Have some fun with these people. C'mon. We're all intelligent techs. Take a direct quote of the person's total requirements EX: "Make me a game like Halo, but cooler", then blog it. Ping them every few months and ask how that get rich quick scheme is coming along. Then remember over the course of their lifetime what a$$holes they are, and let everyone who knows them know it. Makes for great dinner party fodder.
Admin
AKA: How to win friends and influence people.
Admin
I don't think I'd want to work for anyone who thinks the problem with automated translation is lack of programming skill.
Translation is an AI-complete problem. You can't throw code at it and make it work.

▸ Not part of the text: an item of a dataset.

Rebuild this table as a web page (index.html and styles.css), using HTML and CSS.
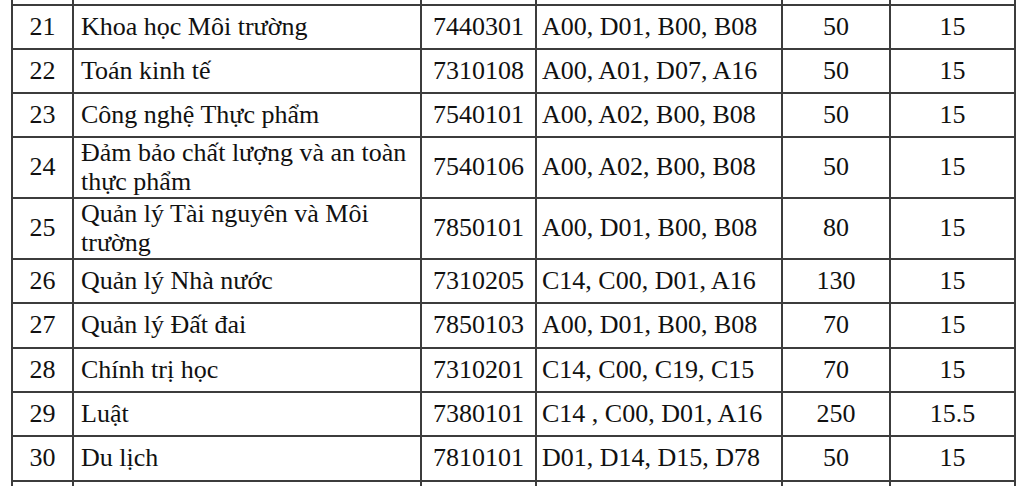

Now, you might be able to throw more time at it and make it better, but that time would have to be the time of professional linguists and semantictician. (Or whatever that word is.) Explaining every double meaning, every colloquialism, how to naturally phrase everything, etc. You'd need programmers to turn that into code, but not 'genius programmers'.
Likewise, it's possible that some 'logical' breakthrough could help there, in how sentences get treated internally, but, again, that's not really a 'programming' issue, that's a 'computer science breakthrough in the field of language processing' issue.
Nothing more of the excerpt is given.